I left you last month with a post about my editor—and I promise to update you on Jane’s encouraging feedback at a later date. This post, however, I’d like to dedicate to my grandmother, Caroline, who passed away on Tuesday, two days short of her 100th birthday.
Young Caroline with her parents and brothers Venable and Taylor Martin in Clinton, South Carolina
My grandmother was born on December 18th, 1914, in Clinton, South Carolina. I marvel often at how she, a young Presbyterian from the South, ended up in Rio de Janeiro during the Second World War—and even more so at the fact that while in Brazil, she married my grandfather, her antipode—a gregarious, unflinching Polish Jew. I’ve filled many pages of The Lucky Ones with the story of how my grandparents met, of the meals and conversations I imagine they shared in those early years.
Caroline (center) with her two best friends, Ginna and Dorothy, in Rio, 1943
My grandmother was courteous. She was poised. She carried herself with confidence and ease, but (unlike my grandfather) had no interest in being the center of attention. She never complained. She welcomed young relatives from all over the world into her home, often for months at a time, with genuine warmth. Her niece Kathleen described Caroline as perhaps the kindest person she has ever known.
My grandmother with her second child, Isabelle (my mother), 7 months old. My mother’s older sister Kath writes, “My mother’s first and favorite priority was raising children, and she did so with more love and attention than most of us can maintain.”
When I think of my childhood, I think of my grandmother. I think of us watering her purple pansies, creating art projects from the pages of expired calendars, playing endless games of Milles Bornes. I think of all of the birthdays we shared (I was born on her 64th), of the patience and encouragement with which she taught me to swim in the neighbor’s pool, of how she would painstakingly peel the tape from her Christmas presents in an effort not to rip the paper, which she would reuse the following year.
My grandparents with their three children, Kath, Isabelle, and Tim, in Plainville, 1957
My grandfather died when I was fourteen. A year later, my English teacher assigned our class the task of uncovering a slice of our family histories–an “I-Search” project, Mr. Griffin called it. My mother suggested I interview my grandmother about how my grandfather came to America—a story I knew little about. I readily agreed, and soon found myself in my grandmother’s living room, listening intently as she recounted a chapter of life that my grandfather had chosen to leave behind. As I took it all in, I remember feeling like I’d unearthed something big. Something important. As our conversation came to an end, I hugged my grandmother and told her how much I appreciated the memories. She smiled and patted me on the knee and in her soft southern drawl said, “You know, Eddy had four siblings. You should interview their families, too. They’ve all got stories. Write them down, write a book about them. I know I’d love to read it.”

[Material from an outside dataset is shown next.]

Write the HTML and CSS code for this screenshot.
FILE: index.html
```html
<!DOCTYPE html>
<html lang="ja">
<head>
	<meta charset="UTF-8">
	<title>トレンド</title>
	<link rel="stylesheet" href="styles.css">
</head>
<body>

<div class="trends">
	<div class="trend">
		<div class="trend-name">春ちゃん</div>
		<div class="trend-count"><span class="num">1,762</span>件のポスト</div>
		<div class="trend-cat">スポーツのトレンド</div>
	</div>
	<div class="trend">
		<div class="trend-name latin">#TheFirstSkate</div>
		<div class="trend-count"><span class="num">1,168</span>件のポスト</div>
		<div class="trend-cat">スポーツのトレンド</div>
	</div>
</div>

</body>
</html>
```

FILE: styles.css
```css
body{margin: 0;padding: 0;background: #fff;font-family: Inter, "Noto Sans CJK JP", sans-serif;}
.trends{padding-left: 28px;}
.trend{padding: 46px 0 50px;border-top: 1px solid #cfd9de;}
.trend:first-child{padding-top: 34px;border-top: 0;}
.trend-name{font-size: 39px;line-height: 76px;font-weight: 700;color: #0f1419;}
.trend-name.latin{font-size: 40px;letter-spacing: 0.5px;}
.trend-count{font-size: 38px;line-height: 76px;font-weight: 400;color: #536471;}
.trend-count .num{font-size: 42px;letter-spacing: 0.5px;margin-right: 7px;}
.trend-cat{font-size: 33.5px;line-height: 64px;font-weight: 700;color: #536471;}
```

Thank you, Granny, for the suggestion. And for the tenderness, selflessness, honesty, and grace you so effortlessly embodied. I think of you often as I stumble through life, doing my best to emulate the way in which you carried yourself, the way you interacted with me, with others. You continue to inspire and shape me—as a granddaughter, a daughter, a friend, a wife, a mother.
I miss you more than words can describe. It was hard, celebrating my birthday this year without you. But I’m comforted in knowing that you are very much alive in the pages of my book, as well as in the hearts of your children and grandchildren, and in all those you touched.
One of many joint birthday celebrations in Plainville.
A paper I wrote for my “I-Search” project describing my interview (mentioned above) with my grandmother.
My grandmother surrounded by family on Martha’s Vineyard in 2006, they day before Robert and I were married.
A recent summer visit. My grandmother loved watching her great-grandson buzz around the hallways of the Doolittle home.
“I know it may sound greedy to want more days with a person who lived so long, but the fact that my mother was 92 does not diminish, it only magnifies the enormity of the room whose door has now quietly shut.”